The extent to which polling companies are called up for inaccuracy is reliant on the election story itself. Despite being very accurate in French presidential election's first round of voting, polls projected Emmanuel Macron's winning percentage in the runoff to be in the low 60s, though he ultimately scored 66 percent. Wells pointed out that this "didn't receive much notice" as it did not disrupt the election's overarching narrative. Hawkins said that close polling was more susceptible to error margins, and that inaccuracies are highlighted later on as "everyone loves a tight race."

For one expert CNBC spoke to, traditional polling across the board is challenged. Dave Elkington, CEO of sales acceleration platform InsideSales, explained to CNBC via telephone his view that "observed data tends to be accurate, volunteered data tends to be less so." Most polling falls within the latter category.

Elkington cited the example of the USC/Los Angeles Times Daybreak poll which accurately called last November's U.S. presidential election. This poll questioned the same group of voters each week, asking them to rank on a scale of 1 to 10 how likely they were to vote for each candidate. Rather than forcing potential voters into verbally committing to one candidate, this method intends to factor in people's "ambivalence."
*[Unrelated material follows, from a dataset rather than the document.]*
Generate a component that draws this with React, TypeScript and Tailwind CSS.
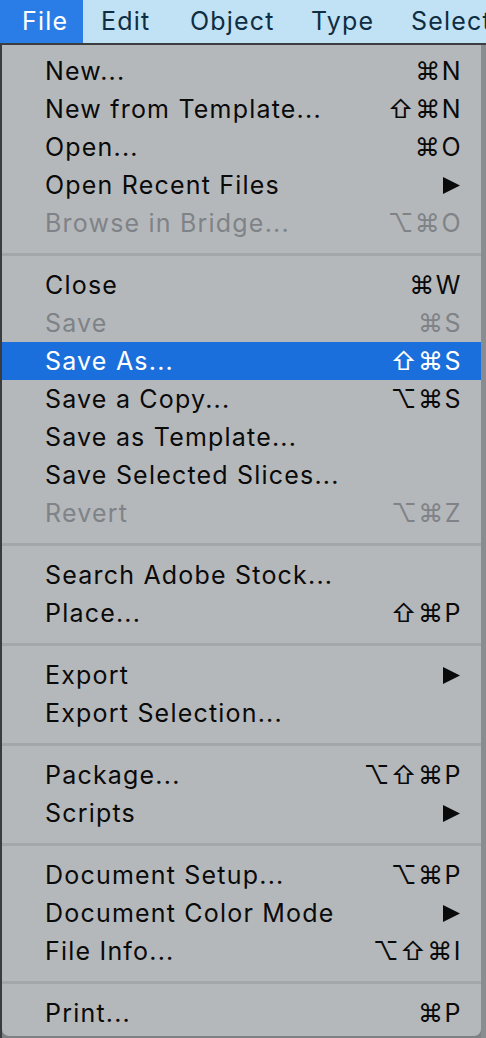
import React from "react";

type Item = { label: string; shortcut?: string; disabled?: boolean; sub?: boolean; active?: boolean };

const groups: Item[][] = [
  [
    { label: "New...", shortcut: "⌘N" },
    { label: "New from Template...", shortcut: "⇧⌘N" },
    { label: "Open...", shortcut: "⌘O" },
    { label: "Open Recent Files", sub: true },
    { label: "Browse in Bridge...", shortcut: "⌥⌘O", disabled: true },
  ],
  [
    { label: "Close", shortcut: "⌘W" },
    { label: "Save", shortcut: "⌘S", disabled: true },
    { label: "Save As...", shortcut: "⇧⌘S", active: true },
    { label: "Save a Copy...", shortcut: "⌥⌘S" },
    { label: "Save as Template..." },
    { label: "Save Selected Slices..." },
    { label: "Revert", shortcut: "⌥⌘Z", disabled: true },
  ],
  [
    { label: "Search Adobe Stock..." },
    { label: "Place...", shortcut: "⇧⌘P" },
  ],
  [
    { label: "Export", sub: true },
    { label: "Export Selection..." },
  ],
  [
    { label: "Package...", shortcut: "⌥⇧⌘P" },
    { label: "Scripts", sub: true },
  ],
  [
    { label: "Document Setup...", shortcut: "⌥⌘P" },
    { label: "Document Color Mode", sub: true },
    { label: "File Info...", shortcut: "⌥⇧⌘I" },
  ],
  [{ label: "Print...", shortcut: "⌘P" }],
];

function Row({ item }: { item: Item }) {
  const color = item.active ? "text-white" : item.disabled ? "text-[#7f8387]" : "text-[#0a0a0a]";
  return (
    <div
      className={`flex items-center justify-between h-[38px] pl-[43px] pr-[19px] ${
        item.active ? "bg-[#1b6fdc]" : ""
      } ${color}`}
    >
      <span className="text-[25px] leading-none tracking-[1.2px] whitespace-nowrap">{item.label}</span>
      {item.shortcut && (
        <span
          className="text-[25px] leading-none tracking-[1.5px]"
          style={{ fontFamily: "Inter, 'DejaVu Sans', sans-serif" }}
        >
          {item.shortcut}
        </span>
      )}
      {item.sub && (
        <svg width="19" height="19" viewBox="0 0 19 19" className="mr-[1px]">
          <polygon points="1,1 18,9.5 1,18" fill="currentColor" />
        </svg>
      )}
    </div>
  );
}

export default function App() {
  return (
    <div
      className="w-[486px] h-[1038px] bg-[#7e8184] overflow-hidden flex flex-col"
      style={{ fontFamily: "Inter, 'Liberation Sans', sans-serif" }}
    >
      <div className="h-[43px] bg-[#c0e2f4] flex items-center text-[25px] tracking-[1.2px] text-[#0f2d42] shrink-0 whitespace-nowrap overflow-hidden">
        <div className="h-full bg-[#2a7de6] text-white flex items-center pl-[22px] w-[83px] shrink-0">File</div>
        <span className="ml-[18px] w-[89px] shrink-0">Edit</span>
        <span className="w-[121px] shrink-0">Object</span>
        <span className="w-[100px] shrink-0">Type</span>
        <span className="shrink-0">Select</span>
      </div>
      <div className="h-[2px] bg-[#3c3d3f] shrink-0" />
      <div className="flex flex-1">
        <div className="w-[2px] bg-[#3a3b3d]" />
        <div className="w-[479px] h-[991px] bg-[#b5b8bb] rounded-b-[7px] pt-[7px]">
          {groups.map((g, gi) => (
            <div key={gi}>
              {gi > 0 && (
                <div className="h-[24px] flex items-center">
                  <div className="h-[3px] w-full bg-[#a4a7aa]" />
                </div>
              )}
              {g.map((it) => (
                <Row key={it.label} item={it} />
              ))}
            </div>
          ))}
        </div>
        <div className="flex-1 bg-[#8a8d90]" />
      </div>
    </div>
  );
}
Defending the polling industry against accusations of bias, Wells explained to CNBC that market research companies do not make money from political polling. Instead, the service was a "shop window" for companies to "advertise (their) accuracy." Deliberate bias would be "deeply damaging to our business" and "make no sense whatsoever," he said.

It remains to be seen whether the U.K. polling industry will accurately predict the outcome in June's General Election. Those in the industry that CNBC spoke to emphasized that the process was an art, rather than an exact science. "There's no magic pixie dust," Hawkins said.